The teaser for a CNN story from December illustrates this. A video bearing the headline “Cop points gun at man’s head, threatens him” was teased with a more alluring — and less descriptive headline: “Cop charged with assault for this.”

These teasers may get audiences to click, but they run the risk of fatiguing readers and eroding trust over time. In this particular story, the teaser headline piques our curiosity, but the actual story is a letdown on two levels. First, it feels distasteful to have wanted to see video of a police assault. Second, once you see what the officer has done (hold his gun in the person’s face) your curiosity is sated and you are likely ready to move on to more interesting content.

Here’s another example:

This Bustle story contains an account of what happened during the San Bernardino shooting, including a look at the suspects, with details pulled from various news sources. The headline does the entire story an injustice by reducing it to the curiosity gap. You click to find out the “most disturbing detail” — the suspects were the parents of a 6-month-old. Truly, though, the most disturbing details of the story are that 14 people were killed.
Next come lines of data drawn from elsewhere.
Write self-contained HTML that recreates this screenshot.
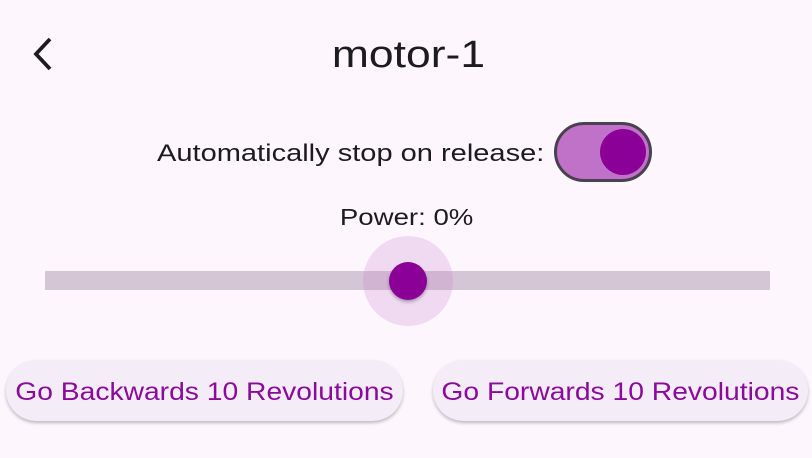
<!DOCTYPE html>
<html><head><style>
body{margin:0;width:812px;height:458px;background:#fdf7fd;font-family:"Liberation Sans",sans-serif;position:relative;overflow:hidden;color:#1d1b20}
.a{position:absolute}
.s{display:inline-block;white-space:nowrap}
.btn{position:absolute;top:360px;height:61px;border-radius:31px;background:#f4ecf7;box-shadow:0 2px 3px rgba(0,0,0,0.25);color:#8b0a9c;font-size:25px;display:flex;align-items:center;justify-content:center;white-space:nowrap;padding-top:3px;box-sizing:border-box}
</style></head><body>
<svg class="a" style="left:26px;top:34px" width="32" height="40"><path d="M24 5 L10 20 L24 35" stroke="#1d1b20" stroke-width="3.8" fill="none"/></svg>
<div class="a" style="left:0;width:816px;top:34px;text-align:center;font-size:38px"><span class="s" style="transform:scaleX(1.17)">motor-1</span></div>
<div class="a" style="left:157px;top:140px;font-size:24.5px;white-space:nowrap;transform:scaleX(1.185);transform-origin:left"><span class="s">Automatically stop on release:</span></div>
<div class="a" style="left:554px;top:122px;width:92px;height:54px;border:3px solid #4a4050;border-radius:30px;background:#bf72c8"></div>
<div class="a" style="left:600px;top:129px;width:46px;height:46px;border-radius:50%;background:#8b0096"></div>
<div class="a" style="left:0;width:814px;top:204px;text-align:center;font-size:23px"><span class="s" style="transform:scaleX(1.2)">Power: 0%</span></div>
<div class="a" style="left:45px;top:271px;width:725px;height:19px;background:#d5c6d5"></div>
<div class="a" style="left:363px;top:236px;width:90px;height:90px;border-radius:50%;background:rgba(190,120,200,0.22)"></div>
<div class="a" style="left:389px;top:262px;width:38px;height:38px;border-radius:50%;background:#8b0096;box-shadow:0 2px 3px rgba(0,0,0,0.3)"></div>
<div class="btn" style="left:6px;width:397px"><span class="s" style="transform:scaleX(1.13)">Go Backwards 10 Revolutions</span></div>
<div class="btn" style="left:433px;width:375px"><span class="s" style="transform:scaleX(1.13)">Go Forwards 10 Revolutions</span></div>
</body></html>
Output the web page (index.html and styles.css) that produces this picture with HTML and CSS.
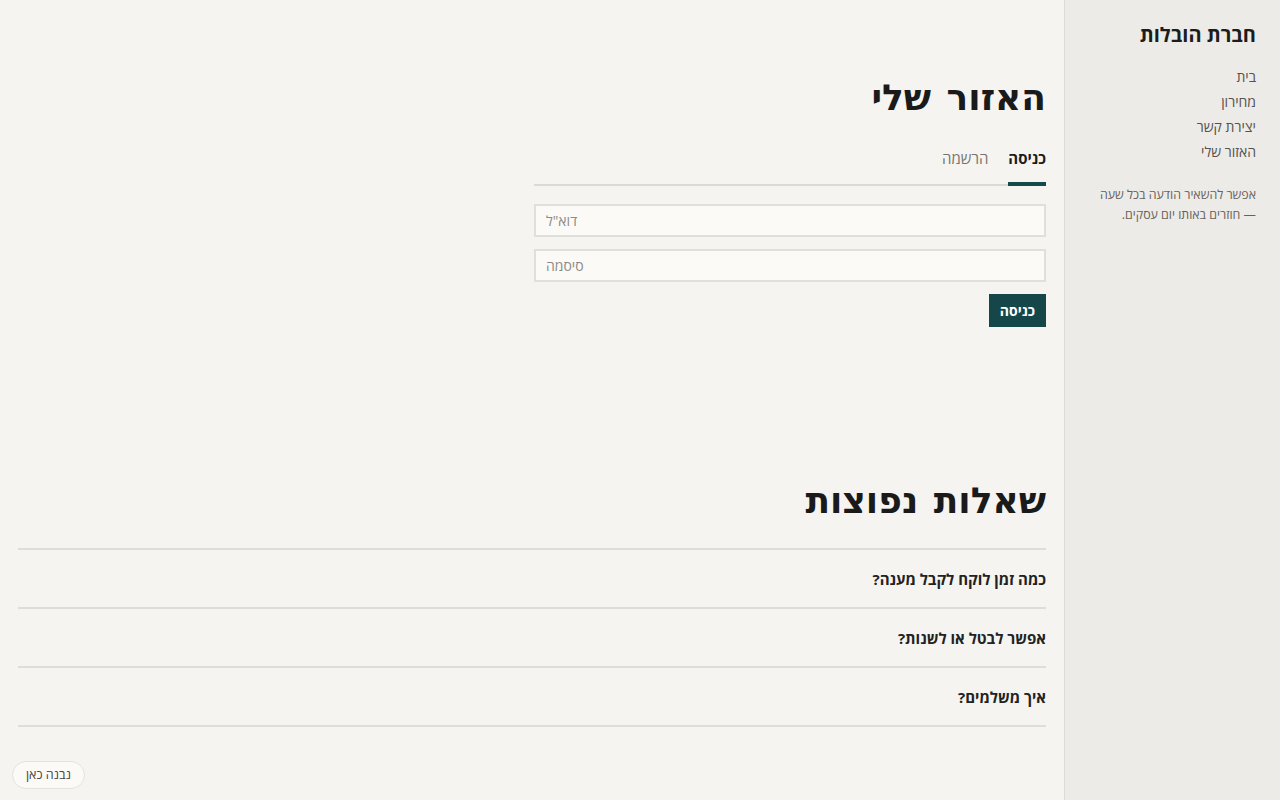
FILE: index.html
```html
<!DOCTYPE html>
<html lang="he" dir="rtl">
<head>
    <meta charset="UTF-8">
    <meta name="viewport" content="width=device-width, initial-scale=1.0">
    <title>האזור שלי — חברת הובלות</title>
    <link rel="stylesheet" href="styles.css">
</head>
<body>
    <div class="layout">
        <aside class="sidebar">
            <div class="brand">חברת הובלות</div>
            <nav class="side-nav">
                <a href="#">בית</a>
                <a href="#">מחירון</a>
                <a href="#">יצירת קשר</a>
                <a href="#">האזור שלי</a>
            </nav>
            <p class="side-note">אפשר להשאיר הודעה בכל שעה —&nbsp;חוזרים באותו יום עסקים.</p>
        </aside>

        <main class="main">
            <section class="account">
                <h1>האזור שלי</h1>
                <div class="tabs">
                    <button class="tab active">כניסה</button>
                    <button class="tab">הרשמה</button>
                </div>
                <form class="login-form">
                    <input type="email" placeholder="דוא&quot;ל">
                    <input type="password" placeholder="סיסמה">
                    <div class="form-actions">
                        <button type="submit" class="submit">כניסה</button>
                    </div>
                </form>
            </section>

            <section class="faq">
                <h2>שאלות נפוצות</h2>
                <div class="faq-list">
                    <div class="faq-item">כמה זמן לוקח לקבל מענה?</div>
                    <div class="faq-item">אפשר לבטל או לשנות?</div>
                    <div class="faq-item">איך משלמים?</div>
                </div>
            </section>
        </main>
    </div>

    <a class="built-badge" href="#">נבנה כאן</a>
</body>
</html>
```

FILE: styles.css
```css
* {
    box-sizing: border-box;
}
html, body {
    height: 100%;
}
body {
    margin: 0;
    font-family: "Open Sans", "DejaVu Sans", sans-serif;
    background-color: #f5f4f0;
    color: #1c1c1c;
}
.layout {
    display: flex;
    min-height: 100%;
}
.sidebar {
    width: 216px;
    flex-shrink: 0;
    background-color: #edebe7;
    border-left: 1px solid #dedcd7;
    padding: 20px 24px;
}
.brand {
    font-size: 20px;
    font-weight: 700;
    line-height: 30px;
    margin-bottom: 14px;
}
.side-nav {
    display: flex;
    flex-direction: column;
}
.side-nav a {
    color: #55534f;
    text-decoration: none;
    font-size: 14px;
    line-height: 25px;
}
.side-note {
    margin: 21px 0 0;
    font-size: 12.4px;
    line-height: 20px;
    color: #66635e;
}
.main {
    flex: 1;
    padding: 0 18px 60px;
}
.account {
    width: 512px;
    padding-top: 72px;
}
h1, h2 {
    margin: 0;
    font-family: "DejaVu Sans", sans-serif;
    font-weight: 700;
    font-size: 36px;
    line-height: 52px;
    word-spacing: 3px;
    color: #1a1a1a;
}
.tabs {
    display: flex;
    gap: 20px;
    margin-top: 24px;
    border-bottom: 2px solid #dcdad5;
}
.tab {
    background: none;
    border: none;
    font-family: inherit;
    font-size: 15px;
    padding: 0 0 14px;
    color: #77746f;
    margin-bottom: -2px;
    border-bottom: 4px solid transparent;
    cursor: pointer;
}
.tab.active {
    color: #1c1c1c;
    font-weight: 700;
    border-bottom-color: #17494b;
}
.login-form {
    display: flex;
    flex-direction: column;
    gap: 12px;
    margin-top: 18px;
}
.login-form input {
    height: 33px;
    width: 100%;
    padding: 0 10px;
    border: 2px solid #e1dfda;
    background-color: #fbfaf7;
    font-family: inherit;
    font-size: 14px;
    color: #333;
    text-align: left;
}
.login-form input::placeholder {
    color: #8d8a85;
}
.form-actions {
    display: flex;
}
.submit {
    height: 33px;
    padding: 0 11px;
    border: none;
    background-color: #15474a;
    color: #fff;
    font-family: inherit;
    font-size: 14px;
    font-weight: 700;
    cursor: pointer;
}
.faq {
    margin-top: 148px;
}
.faq h2 {
    margin-bottom: 21px;
}
.faq-list {
    border-bottom: 2px solid #dfddd8;
}
.faq-item {
    border-top: 2px solid #dfddd8;
    height: 59px;
    display: flex;
    align-items: center;
    font-size: 15px;
    font-weight: 700;
    color: #222;
}
.built-badge {
    position: fixed;
    left: 12px;
    bottom: 11px;
    padding: 4px 13px;
    border: 1px solid #e4e2dd;
    border-radius: 14px;
    background-color: #fbfaf7;
    color: #444;
    font-size: 12.5px;
    text-decoration: none;
    line-height: 18px;
}
```
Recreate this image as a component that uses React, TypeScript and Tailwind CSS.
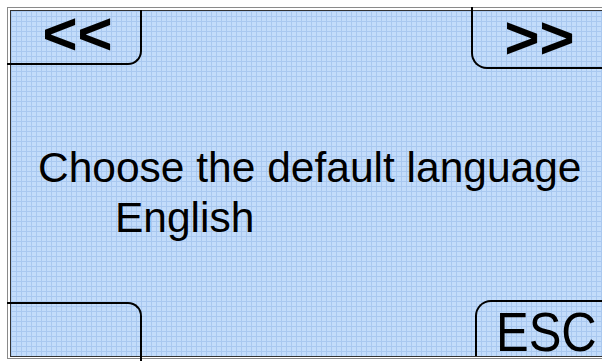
import React from 'react';

const GRID =
  'bg-[#c3dcfa] bg-[linear-gradient(to_right,#a9c8f0_1px,transparent_1px),linear-gradient(to_bottom,#a9c8f0_1px,transparent_1px)] bg-[size:5px_5px]';

export default function App() {
  return (
    <div className="w-[602px] h-[361px] bg-white overflow-hidden font-['Liberation_Sans',Arial,sans-serif] text-black">
      {/* double frame */}
      <div className="ml-[7px] mt-[7px] h-[352px] border-l border-t border-b border-[#8a8a8a] pl-[2px] pt-[2px] pb-[1px]">
        <div className={`h-full flex flex-col border-l border-t border-b border-[#333] ${GRID}`}>
          {/* top row */}
          <div className="flex items-start justify-between">
            <div className="-ml-[4px] -mt-[1px] w-[135px] h-[55px] border-r-2 border-b-2 border-black rounded-br-[14px] flex items-center justify-center pl-[8px] pb-[6px]">
              <span className="text-[60px] font-bold leading-none">&lt;&lt;</span>
            </div>
            <div className="-mt-[4px] w-[131px] h-[62px] border-l-2 border-b-2 border-black rounded-bl-[16px] flex items-center justify-center pt-[2px] pl-[4px]">
              <span className="text-[60px] font-bold leading-none">&gt;&gt;</span>
            </div>
          </div>

          {/* message */}
          <div className="mt-[74px] pl-[27px] text-[42.5px] leading-[50px]">
            <div>Choose the default language</div>
            <div className="pl-[77px]">English</div>
          </div>

          {/* bottom row */}
          <div className="mt-auto flex items-end justify-between">
            <div className="-ml-[4px] -mb-[6px] w-[135px] h-[60px] border-t-2 border-r-2 border-black rounded-tr-[14px]" />
            <div className="w-[127px] h-[56px] border-t-2 border-l-2 border-black rounded-tl-[16px] pl-[19px] pt-[6px]">
              <span className="inline-block origin-top scale-y-[1.15] text-[49px] leading-[40px]">ESC</span>
            </div>
          </div>
        </div>
      </div>
    </div>
  );
}
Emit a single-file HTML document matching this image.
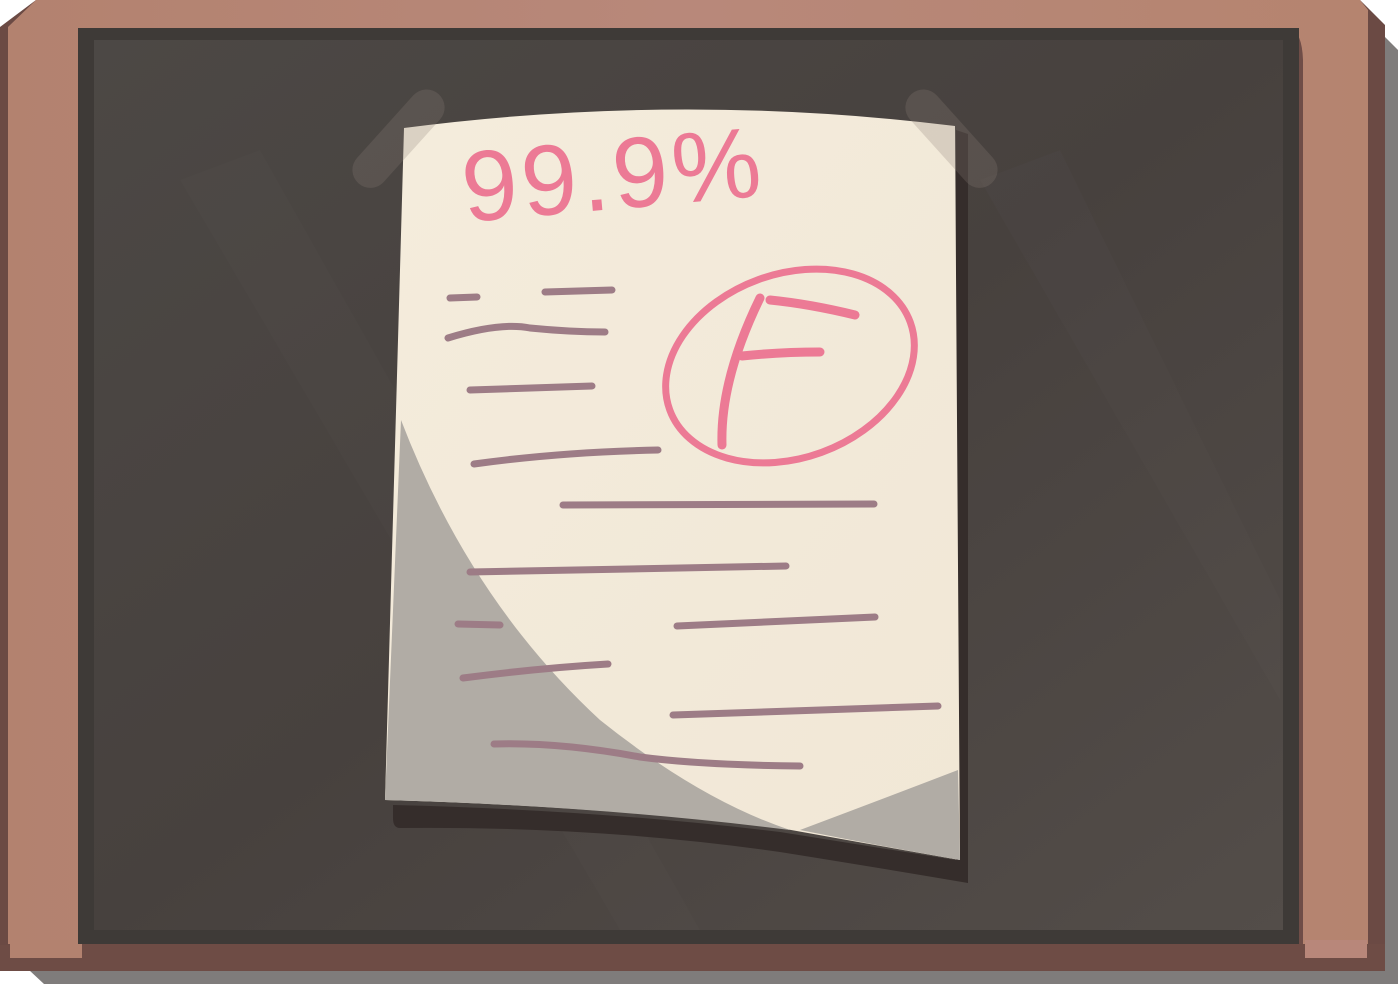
<!DOCTYPE html>
<html><head><meta charset="utf-8"><style>
html,body{margin:0;padding:0;width:1398px;height:984px;overflow:hidden;background:#fff}
svg{display:block}
</style></head><body>
<svg width="1398" height="984" viewBox="0 0 1398 984" xmlns="http://www.w3.org/2000/svg">
<defs>
<linearGradient id="wood" x1="0" y1="0" x2="1" y2="0">
<stop offset="0" stop-color="#b3826f"/><stop offset="0.5" stop-color="#b8887a"/><stop offset="1" stop-color="#b5846f"/>
</linearGradient>
<linearGradient id="board" x1="0" y1="0" x2="1" y2="1">
<stop offset="0" stop-color="#4c4845"/><stop offset="0.5" stop-color="#47413e"/><stop offset="1" stop-color="#534d49"/>
</linearGradient>
<linearGradient id="paper" x1="0" y1="0" x2="1" y2="1">
<stop offset="0" stop-color="#f4ecdc"/><stop offset="1" stop-color="#f1e7d6"/>
</linearGradient>
</defs>
<polygon points="50,14 1362,14 1398,50 1398,984 44,984 14,956 14,40" fill="#7f7c7b"/>
<polygon points="36,0 1360,0 1385,25 1385,950 1362,971 40,971 0,945 0,27" fill="#6b4a44"/>
<polygon points="36,0 1360,0 1368,10 1368,944 1365,960 1300,960 16,958 8,945 8,27" fill="url(#wood)"/>
<rect x="0" y="944" width="1385" height="27" fill="#6e4c45"/>
<polygon points="0,27 8,27 8,945 0,945" fill="#6b4a44"/>
<rect x="10" y="940" width="72" height="18" fill="#b3826f"/>
<rect x="1305" y="940" width="62" height="18" fill="#b8877a"/>
<path d="M1290,28 Q1302,32 1303,60 L1303,944 L1290,944 Z" fill="#6f4d47"/>
<rect x="78" y="28" width="1221" height="916" fill="#3e3a37"/>
<rect x="94" y="40" width="1189" height="890" fill="url(#board)"/>
<polygon points="180,180 260,150 700,930 620,930" fill="#ffffff" opacity="0.012"/>
<polygon points="980,180 1060,150 1280,600 1280,700" fill="#ffffff" opacity="0.015"/>
<path d="M393,805 Q600,810 780,832 Q880,848 968,862 L968,883 Q880,868 780,852 Q600,826 400,828 Q393,828 393,818 Z" fill="#352d2b"/>
<path d="M956,130 L968,134 L968,883 L956,870 Z" fill="#352d2b"/>
<path d="M404,128 Q680,92 955,126 L960,860 Q880,846 780,828 Q600,806 385,800 Z" fill="url(#paper)"/>
<path d="M401,420 Q470,600 600,720 Q700,800 790,830 Q600,806 385,800 Z" fill="#b1aca5"/>
<path d="M800,830 Q880,800 958,770 L960,860 Q880,846 800,830 Z" fill="#b1aca5"/>
<rect x="340" y="120" width="120" height="36" rx="18" transform="rotate(-48 400 140)" fill="#8a7e76" opacity="0.25"/>
<rect x="890" y="120" width="120" height="36" rx="18" transform="rotate(48 950 140)" fill="#8a7e76" opacity="0.25"/>
<g stroke="#9d7c86" stroke-width="7" stroke-linecap="round" fill="none">
<path d="M450,298 L477,297"/>
<path d="M545,292 L612,290"/>
<path d="M448,338 Q500,322 530,328 Q570,332 605,332"/>
<path d="M470,390 L592,386"/>
<path d="M474,464 Q560,452 658,450"/>
<path d="M563,505 L874,504"/>
<path d="M470,572 L786,566"/>
<path d="M677,626 L875,617"/>
<path d="M458,624 L500,625"/>
<path d="M463,678 Q540,668 608,664"/>
<path d="M673,715 L938,706"/>
<path d="M494,744 Q560,742 640,757 Q700,765 800,766"/>
</g>
<text x="465" y="222" font-family="Liberation Sans, sans-serif" font-size="100" fill="#ec7a95" transform="rotate(-5 465 222)" letter-spacing="4">99.9%</text>
<ellipse cx="790" cy="366" rx="128" ry="92" transform="rotate(-20 790 366)" fill="none" stroke="#ec7a95" stroke-width="7"/>
<g stroke="#ec7a95" stroke-width="9" stroke-linecap="round" fill="none">
<path d="M760,298 Q720,380 722,445"/>
<path d="M770,300 Q810,304 855,315"/>
<path d="M742,356 Q780,352 820,352"/>
</g>
</svg>
</body></html>
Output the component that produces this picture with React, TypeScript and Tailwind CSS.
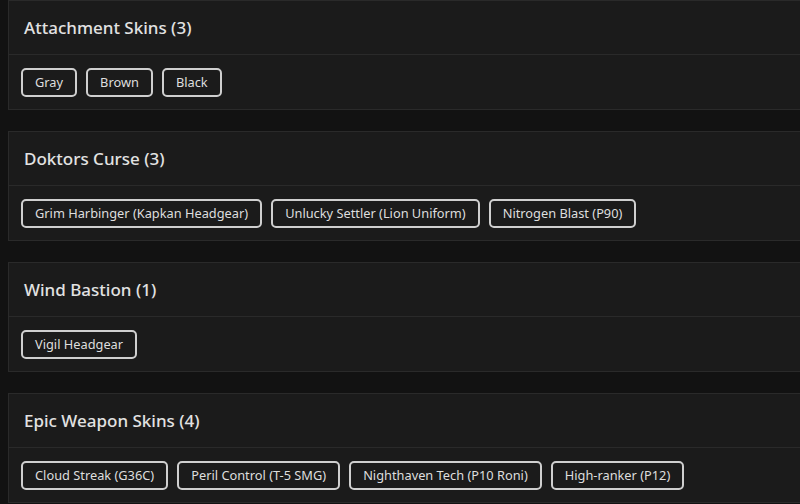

Whether or not the suspects were parents doesn’t compare.

Screen Shot 2016-02-22 at 2.39.09 AM

In the spring of 2015, Upworthy co-founder Peter Koechley apologized for “unleashing” curiosity gap headlines on the world. Since that time, they’ve stopped using such headlines and have instituted a new rule for headline writing, editorial director Amy O’Leary said. The rule is simple: “people need to be able to reasonably predict what the story is about.” This doesn’t mean that she expects her writers to “unspool the whole narrative” in the headline, but only that she expects them to be clear in telling the audience what the story is about.

While Upworthy doesn’t write curiosity gap headlines anymore, you can see traces of their former formula all over the Web. Ravi Somaiya argued in the New York Times that when journalism competes with entertainment, “The weapon of choice is often emotion. Specialists optimize and test multiple headlines and pictures. If they land on a successful formula — asking a provocative question, hinting at a profound experience, including a celebrity name — it is quickly echoed by other outlets.”

Sharebait
Example: 70 secrets only your little sister knows about you. These stories are built for sharing. They’re pure entertainment. When media companies begin looking at a more holistic set of metrics and stop looking as much at clicks, they may (and should) begin to look at how often a story is shared. Sometimes, outlets create content purely for sharing; this content is not a news story with a lot of shares, then, it’s often a quiz or listicle that appeals to an audience’s desire to share a piece of their identity with their friends or followers.